Die Tendenz, die Einigungsstelle, geregelt in § 76 BetrVG, für jede Auseinandersetzung mit dem Arbeitgeber als Allheilmittel anzusehen, liegt auf der Hand, ist aber falsch. So deutlich diese Antwort klingt, so steckt in ihr auch ein bisschen Wahrheit.
Zur Lösung von Meinungsverschiedenheiten zwischen Arbeitgeber und Betriebsrat, die nicht vorrangig durch Verhandlungen, § 74 Abs. 1 S. 2 BetrVG, beigelegt werden können, sieht § 76 BetrVG die Bildung einer betrieblichen Einigungsstelle vor.
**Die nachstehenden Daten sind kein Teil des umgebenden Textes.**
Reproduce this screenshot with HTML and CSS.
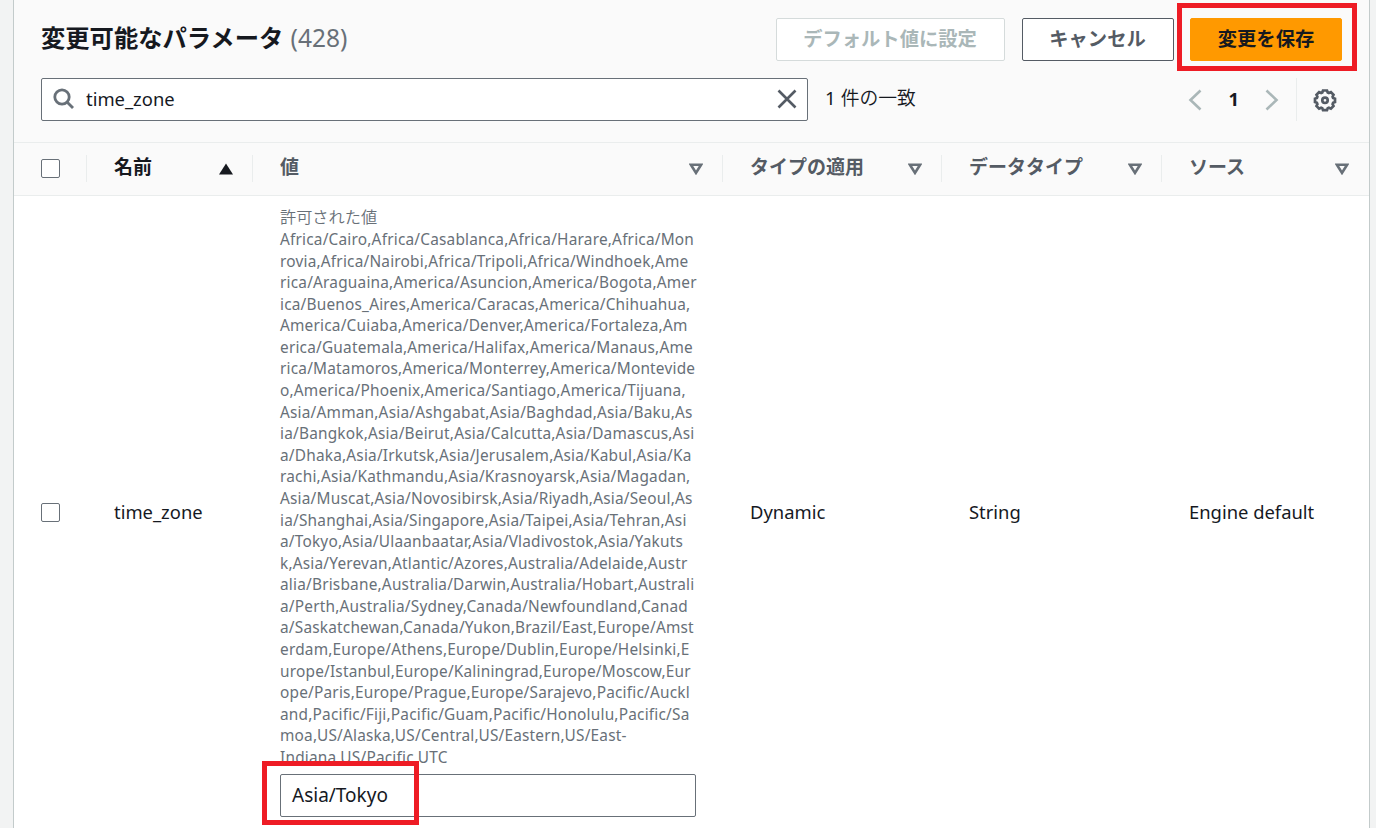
FILE: index.html
```html
<!DOCTYPE html>
<html lang="ja">
<head>
	<meta charset="utf-8">
	<title>変更可能なパラメータ</title>
	<link rel="stylesheet" href="styles.css">
</head>
<body>

<div class="panel">
	<div class="header">
		<h2>変更可能なパラメータ <span class="counter">(428)</span></h2>
		<button class="btn" disabled>デフォルト値に設定</button>
		<button class="btn cancel">キャンセル</button>
		<button class="btn primary">変更を保存</button>
	</div>

	<div class="tools">
		<div class="search">
			<svg class="search-icon" width="22" height="22" viewBox="0 0 22 22"><circle cx="9" cy="9" r="7.2"/><path d="M14 14l6 6"/></svg>
			<span class="query">time_zone</span>
			<svg class="clear-icon" width="20" height="20" viewBox="0 0 20 20"><path d="M1.5 1.5l17 17M18.5 1.5l-17 17"/></svg>
		</div>
		<span class="matches"><span class="num">1</span> 件の一致</span>
		<div class="pages">
			<svg width="14" height="22" viewBox="0 0 14 22"><path d="M12.5 1.5L2.5 11l10 9.5"/></svg>
			<b>1</b>
			<svg width="14" height="22" viewBox="0 0 14 22"><path d="M1.5 1.5l10 9.5l-10 9.5"/></svg>
		</div>
		<div class="settings">
			<svg width="24" height="24" viewBox="0 0 24 24"><path d="M10 2.5h4l.7 2 1.2.5 2-.9 2.6 2.7-.9 1.9.5 1.3 1.9.7v3.400l-1.900.7-.5 1.300.9 1.900-2.600 2.700-2-.9-1.200.5-.7 1.900h-4l-.7-1.900-1.200-.5-2 .9-2.600-2.700.9-1.900-.5-1.300-1.900-.7v-3.400l1.900-.7.5-1.300-.9-1.900 2.600-2.700 2 .9 1.200-.5z"/><circle cx="12" cy="12.300" r="2.700"/></svg>
		</div>
	</div>

	<table>
		<colgroup>
			<col class="c-check"><col class="c-name"><col class="c-value"><col class="c-apply"><col class="c-type"><col class="c-source">
		</colgroup>
		<tr>
			<th><div class="th"><span class="check"></span></div></th>
			<th><div class="th sorted"><span>名前</span> <svg width="14" height="12" viewBox="0 0 14 12"><path d="M7 .5L14 11.5H0z"/></svg></div></th>
			<th><div class="th"><span>値</span> <svg width="14" height="12" viewBox="0 0 14 12"><path d="M1.9 1.800h10.200L7 9.900z"/></svg></div></th>
			<th><div class="th"><span>タイプの適用</span> <svg width="14" height="12" viewBox="0 0 14 12"><path d="M1.9 1.800h10.200L7 9.900z"/></svg></div></th>
			<th><div class="th"><span>データタイプ</span> <svg width="14" height="12" viewBox="0 0 14 12"><path d="M1.9 1.800h10.200L7 9.900z"/></svg></div></th>
			<th><div class="th"><span>ソース</span> <svg width="14" height="12" viewBox="0 0 14 12"><path d="M1.9 1.800h10.200L7 9.900z"/></svg></div></th>
		</tr>
		<tr class="row">
			<td><span class="check"></span></td>
			<td>time_zone</td>
			<td class="value">
				<div class="allowed">許可された値</div>
				<div class="zones">
Africa/Cairo,Africa/Casablanca,Africa/Harare,Africa/Mon<br>
rovia,Africa/Nairobi,Africa/Tripoli,Africa/Windhoek,Ame<br>
rica/Araguaina,America/Asuncion,America/Bogota,Amer<br>
ica/Buenos_Aires,America/Caracas,America/Chihuahua,<br>
America/Cuiaba,America/Denver,America/Fortaleza,Am<br>
erica/Guatemala,America/Halifax,America/Manaus,Ame<br>
rica/Matamoros,America/Monterrey,America/Montevide<br>
o,America/Phoenix,America/Santiago,America/Tijuana,<br>
Asia/Amman,Asia/Ashgabat,Asia/Baghdad,Asia/Baku,As<br>
ia/Bangkok,Asia/Beirut,Asia/Calcutta,Asia/Damascus,Asi<br>
a/Dhaka,Asia/Irkutsk,Asia/Jerusalem,Asia/Kabul,Asia/Ka<br>
rachi,Asia/Kathmandu,Asia/Krasnoyarsk,Asia/Magadan,<br>
Asia/Muscat,Asia/Novosibirsk,Asia/Riyadh,Asia/Seoul,As<br>
ia/Shanghai,Asia/Singapore,Asia/Taipei,Asia/Tehran,Asi<br>
a/Tokyo,Asia/Ulaanbaatar,Asia/Vladivostok,Asia/Yakuts<br>
k,Asia/Yerevan,Atlantic/Azores,Australia/Adelaide,Austr<br>
alia/Brisbane,Australia/Darwin,Australia/Hobart,Australi<br>
a/Perth,Australia/Sydney,Canada/Newfoundland,Canad<br>
a/Saskatchewan,Canada/Yukon,Brazil/East,Europe/Amst<br>
erdam,Europe/Athens,Europe/Dublin,Europe/Helsinki,E<br>
urope/Istanbul,Europe/Kaliningrad,Europe/Moscow,Eur<br>
ope/Paris,Europe/Prague,Europe/Sarajevo,Pacific/Auckl<br>
and,Pacific/Fiji,Pacific/Guam,Pacific/Honolulu,Pacific/Sa<br>
moa,US/Alaska,US/Central,US/Eastern,US/East-<br>
Indiana,US/Pacific,UTC
				</div>
				<div class="input">Asia/Tokyo</div>
			</td>
			<td>Dynamic</td>
			<td>String</td>
			<td>Engine default</td>
		</tr>
	</table>
</div>

<!-- red highlight frames -->
<div class="mark mark-save"></div>
<div class="mark mark-value"></div>

</body>
</html>
```
FILE: styles.css
```css
* {
  box-sizing: border-box;
}

body {
  margin: 0;
  height: 828px;
  overflow: hidden;
  position: relative;
  background-color: #f2f3f3;
  color: #16191f;
  font-family: "Noto Sans", "Noto Sans CJK JP", sans-serif;
  font-size: 18.4px;
}

svg {
  fill: none;
  flex: none;
}

.panel {
  margin: 0 6px 0 13px;
  height: 828px;
  background-color: #fafafa;
  border-left: 1px solid #c3cbcb;
  border-right: 1px solid #c3cbcb;
}

/* Title and buttons */
.header {
  display: flex;
  align-items: center;
  height: 78px;
  padding: 0 27px;
}

h2 {
  margin: 0 auto 2px 0;
  font-size: 24.3px;
  line-height: 36px;
}

.counter {
  margin-left: 1px;
  font-size: 24.5px;
  font-weight: normal;
  color: #687078;
}

.btn {
  height: 43px;
  margin-left: 17px;
  padding: 0 1px 3px 0;
  width: 152px;
  border: 1px solid #545b64;
  border-radius: 2px;
  background-color: white;
  color: #545b64;
  font-family: "Noto Sans CJK JP", sans-serif;
  font-size: 19.3px;
  font-weight: bold;
}

.btn:disabled {
  width: 229px;
  border-color: #d5dbdb;
  color: #aab7b8;
}

.primary {
  margin-left: 16px;
  padding-right: 0;
  border-color: #ff9900;
  background-color: #ff9900;
  color: #16191f;
}

/* Search and pagination */
.tools {
  display: flex;
  align-items: center;
  height: 64px;
  padding: 0 32px 21px 27px;
}

.search {
  display: flex;
  align-items: center;
  width: 767px;
  height: 43px;
  padding: 0 10px 0 11px;
  border: 1px solid #687078;
  border-radius: 2px;
  background-color: white;
}

.search-icon {
  margin: 0 11px 1px 0;
  stroke: #687078;
  stroke-width: 2.8;
}

.query {
  padding-bottom: 2px;
}

.clear-icon {
  margin: 0 0 1px auto;
  stroke: #545b64;
  stroke-width: 2.6;
}

.matches {
  margin: 0 auto 6px 17px;
  font-size: 18.8px;
  font-weight: 350;
}

.num {
  font-weight: normal;
}

.pages {
  display: flex;
  align-items: center;
  gap: 26px;
  margin: 0 17px 0 0;
  stroke: #aab7b8;
  stroke-width: 2.6;
}

.pages b {
  padding-bottom: 2px;
}

.settings {
  display: flex;
  align-items: center;
  height: 43px;
  padding: 0 0 0 16px;
  border-left: 1px solid #eaeded;
  stroke: #545b64;
  stroke-width: 2.7;
}

/* Parameter table */
table {
  width: 1355px;
  table-layout: fixed;
  border-collapse: separate;
  border-spacing: 0;
}

.c-check { width: 73px; }
.c-name { width: 166px; }
.c-value { width: 470px; }
.c-apply { width: 219px; }
.c-type { width: 220px; }
.c-source { width: 207px; }

th {
  height: 54px;
  padding: 0 0 1px;
  border-top: 1px solid #eaeded;
  border-bottom: 1px solid #eaeded;
}

.th {
  display: flex;
  align-items: center;
  height: 27px;
  padding: 0 19px 0 27px;
  border-right: 1px solid #eaeded;
  color: #545b64;
  font-family: "Noto Sans CJK JP", sans-serif;
  font-size: 19px;
  line-height: 24px;
  text-align: left;
}

.th span {
  margin-bottom: 5px;
}

.th .check {
  margin-bottom: 0;
}

th:last-child .th {
  border-right: none;
  padding-right: 20px;
}

.th svg {
  margin: 1px 0 0 auto;
  stroke: #687078;
  stroke-width: 2.6;
}

.th.sorted {
  color: #16191f;
}

.sorted svg {
  fill: #16191f;
  stroke: none;
}

.row {
  height: 633px;
  background-color: white;
}

td {
  padding: 0 27px 2px;
  vertical-align: middle;
}

td:first-child {
  padding-bottom: 0;
}

.check {
  display: block;
  width: 19px;
  height: 19px;
  border: 1px solid #687078;
  border-radius: 2px;
  background-color: white;
}

.value {
  padding: 10px 27px 0;
  vertical-align: top;
  color: #687078;
}

.allowed {
  font-size: 16.2px;
  font-weight: 350;
  line-height: 22px;
}

.zones {
  padding-top: 1px;
  font-size: 15.4px;
  line-height: 21.58px;
  letter-spacing: 0.2px;
  white-space: nowrap;
}

.input {
  display: flex;
  align-items: center;
  height: 43px;
  margin-top: 5.5px;
  padding-left: 11px;
  border: 1px solid #687078;
  border-radius: 2px;
  color: #16191f;
  font-size: 19px;
}

/* Highlight frames */
.mark {
  position: absolute;
  border: 5px solid #ee1c25;
}

.mark-save {
  left: 1177px;
  top: 3px;
  width: 180px;
  height: 68px;
}

.mark-value {
  left: 262px;
  top: 761px;
  width: 157px;
  height: 64px;
}
```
Die Einigungsstelle ist dabei kein Gericht und keine Behörde, sondern vielmehr ein vom Betriebsrat und Arbeitgeber gemeinsam gebildetes Organ der Betriebsverfassung. Die Einigungsstelle hat die Befugnisse, Meinungsverschiedenheiten beizulegen. Wie heißt es so schön: "Der Spruch der Einigungsstelle ersetzt die Einigung zwischen Arbeitgeber und Betriebsrat." Und: "Wir sitzen gerade in der Einigungsstelle." klingt auch viel schöner, als "Wir sehen uns vor Gericht!". Deshalb ist man geneigt, alles und jeden vor die Einigungsstelle zu ziehen. Nur leider geht das nicht. Individualarbeitsrechtliche Streitigkeiten gehören vor das Arbeitsgericht. Im Kollektivarbeitsrecht unterscheiden wir zwei Arten von Einigungsstellenverfahren. Auf der einen Seite haben wir das erzwingbare Einigungsstellenverfahren und auf der anderen Seite, das freiwilige Einigungsstellenverfahren. Fangen wir mit dem freiwilligen Einigungsstellenverfahren an.
Sieht das Gesetz im Streitfall keine verbindliche Entscheidung der Einigungsstelle vor, so wird diese nur tätig, wenn Arbeitgeber und Betriebsrat einvernehmlich mit ihrer Errichtung und ihrem Tätigwerden einverstanden sind. In der Regel ist hierfür ein gemeinsamer Antrag von Betriebsrat und Arbeitgeber nötig. Einigen sich die Parteien aber nicht über die Person des Vorsitzenden, so ist dieser vom Arbeitsgericht zu bestimmen. Hierfür genügt der Antrag nur eines der Betriebspartner.
Etwas anders sieht die Sache beim erzwingbaren Einigungsstellenverfahren aus. Dies ist, wie das Wort schon sagt "erzwingbar". Das erzwingbare Einigungsstellenverfahren kommt immer dann in Betracht, wenn das Gesetz eine Angelegenheit zwingend dem Mitbestimmungsrecht des Betriebsrats unterwirft. Dies muss auch so sein, denn ansonsten würden die Mitbestimmungsrechte des Betriebsrats ins Leere laufen. Und dies möchte der Betriebsrat natürlich auf gar keinen Fall. Eine Blockade der Einigungsstelle durch den Arbeitgeber ist nicht möglich. Der häufigste Anwendungsbereich des erzwingbaren Einigungsstellenverfahrens ist die Mitbestimmung in sozialen Angelegenheiten nach § 87 Abs. 2 BetrVG.
Weitere finden wir z. B. in § 37 Abs. 6 BetrVG, wenn es darum geht, ob der Betriebsrat bei der zeitlichen Lage der Schulungs- und Bildungsmaßnahmen die betrieblichen Notwendigkeiten ausreichend berücksichtigt hat. Oder bei der Mitbestimmung über Richtlinien für die Einstellung, Versetzung , Umgruppierung und Kündigung von Arbeitnehmern. Auch in wirtschaftlichen Angelegenheiten ist die Einigungsstelle erzwingbar und zwar immer dann, wenn der Unternehmer einem Auskunftsverlangen des Wirtschaftsausschusses nicht rechtzeitig oder nur ungenügend nachgekommen ist und hierüber eine Einigung zwischen Unternehmer und Betriebsrat nicht zustande gekommen ist.
Kurz gesagt: Entweder freiwillig oder in den Fällen, in denen das Gesetz den Weg zur Einigungsstelle ermöglicht. Sonst nicht.